RECORDS SHOWN |
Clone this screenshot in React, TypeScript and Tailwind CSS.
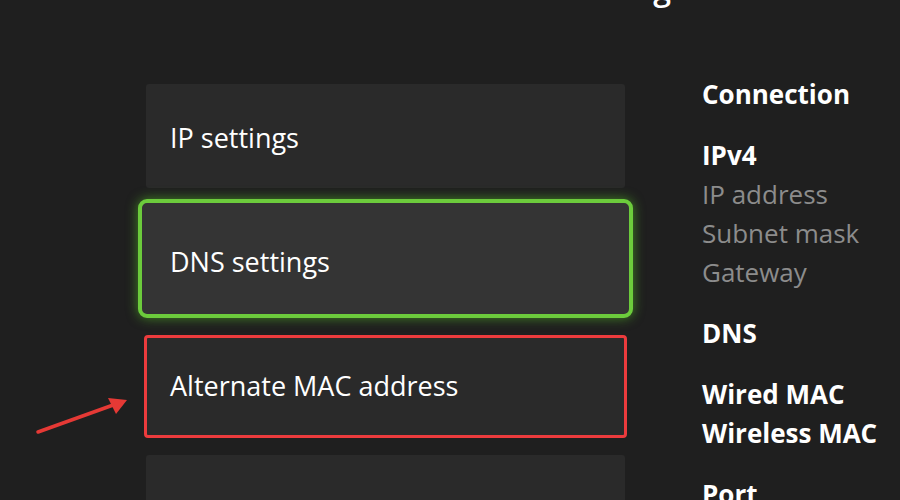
const font = { fontFamily: '"Open Sans", "Noto Sans", sans-serif' }

function Arrow() {
  return (
    <svg className="absolute left-[30px] top-[392px]" width="110" height="50" viewBox="0 0 110 50">
      <line x1="8" y1="40" x2="86" y2="12" stroke="#e53935" strokeWidth="3.5" strokeLinecap="round" />
      <path d="M97 8 L78 6 L86 22 Z" fill="#e53935" />
    </svg>
  )
}

export default function App() {
  return (
    <div className="relative w-[900px] h-[500px] overflow-hidden bg-[#1f1f1f] text-white" style={font}>
      {/* cut-off page title */}
      <div className="absolute left-[405px] top-[-30px] text-[32px] leading-[36px] font-semibold">Advanced settings</div>

      <div className="flex">
        {/* option cards */}
        <div className="ml-[146px] w-[479px] flex flex-col">
          <div className="mt-[84px] h-[104px] bg-[#2a2a2a] rounded-[3px] flex items-center pt-1 px-6 text-[27px]">
            IP settings
          </div>
          <div className="mt-[11px] -mx-2 h-[119px] bg-[#343434] rounded-[9px] border-4 border-[#6ccb3c] shadow-[0_0_12px_rgba(90,200,40,0.6)] flex items-center pt-2 pl-[28px] text-[27px]">
            DNS settings
          </div>
          <div className="mt-[17px] -mx-[2px] h-[103px] bg-[#2a2a2a] rounded-[4px] border-[3px] border-[#ec3b3d] flex items-center pl-[23px] text-[27px]">
            Alternate MAC address
          </div>
          <div className="mt-[17px] h-[60px] bg-[#2a2a2a] rounded-[3px]" />
        </div>

        {/* info list */}
        <div className="ml-[77px] mt-[75px] flex flex-col gap-[22px] text-[26px] leading-[39px]">
          <div className="font-bold">Connection</div>
          <div>
            <div className="font-bold">IPv4</div>
            <div className="text-[#8c8c8c]">IP address</div>
            <div className="text-[#8c8c8c]">Subnet mask</div>
            <div className="text-[#8c8c8c]">Gateway</div>
          </div>
          <div className="font-bold">DNS</div>
          <div className="font-bold">
            <div>Wired MAC</div>
            <div>Wireless MAC</div>
          </div>
          <div className="font-bold">Port</div>
        </div>
      </div>

      <Arrow />
    </div>
  )
}
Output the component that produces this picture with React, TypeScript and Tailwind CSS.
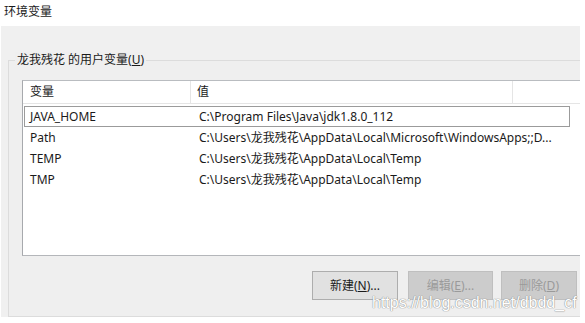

WRITTEN EXERCISE |
Reproduce all the entries that precede this task, word for word, minus any pictures.

COMPLETED TASK |
Clone this screenshot in React, TypeScript and Tailwind CSS.
const font = { fontFamily: '"Open Sans", "Noto Sans", sans-serif' }

function Arrow() {
  return (
    <svg className="absolute left-[30px] top-[392px]" width="110" height="50" viewBox="0 0 110 50">
      <line x1="8" y1="40" x2="86" y2="12" stroke="#e53935" strokeWidth="3.5" strokeLinecap="round" />
      <path d="M97 8 L78 6 L86 22 Z" fill="#e53935" />
    </svg>
  )
}

export default function App() {
  return (
    <div className="relative w-[900px] h-[500px] overflow-hidden bg-[#1f1f1f] text-white" style={font}>
      {/* cut-off page title */}
      <div className="absolute left-[405px] top-[-30px] text-[32px] leading-[36px] font-semibold">Advanced settings</div>

      <div className="flex">
        {/* option cards */}
        <div className="ml-[146px] w-[479px] flex flex-col">
          <div className="mt-[84px] h-[104px] bg-[#2a2a2a] rounded-[3px] flex items-center pt-1 px-6 text-[27px]">
            IP settings
          </div>
          <div className="mt-[11px] -mx-2 h-[119px] bg-[#343434] rounded-[9px] border-4 border-[#6ccb3c] shadow-[0_0_12px_rgba(90,200,40,0.6)] flex items-center pt-2 pl-[28px] text-[27px]">
            DNS settings
          </div>
          <div className="mt-[17px] -mx-[2px] h-[103px] bg-[#2a2a2a] rounded-[4px] border-[3px] border-[#ec3b3d] flex items-center pl-[23px] text-[27px]">
            Alternate MAC address
          </div>
          <div className="mt-[17px] h-[60px] bg-[#2a2a2a] rounded-[3px]" />
        </div>

        {/* info list */}
        <div className="ml-[77px] mt-[75px] flex flex-col gap-[22px] text-[26px] leading-[39px]">
          <div className="font-bold">Connection</div>
          <div>
            <div className="font-bold">IPv4</div>
            <div className="text-[#8c8c8c]">IP address</div>
            <div className="text-[#8c8c8c]">Subnet mask</div>
            <div className="text-[#8c8c8c]">Gateway</div>
          </div>
          <div className="font-bold">DNS</div>
          <div className="font-bold">
            <div>Wired MAC</div>
            <div>Wireless MAC</div>
          </div>
          <div className="font-bold">Port</div>
        </div>
      </div>

      <Arrow />
    </div>
  )
}
Output the component that produces this picture with React, TypeScript and Tailwind CSS.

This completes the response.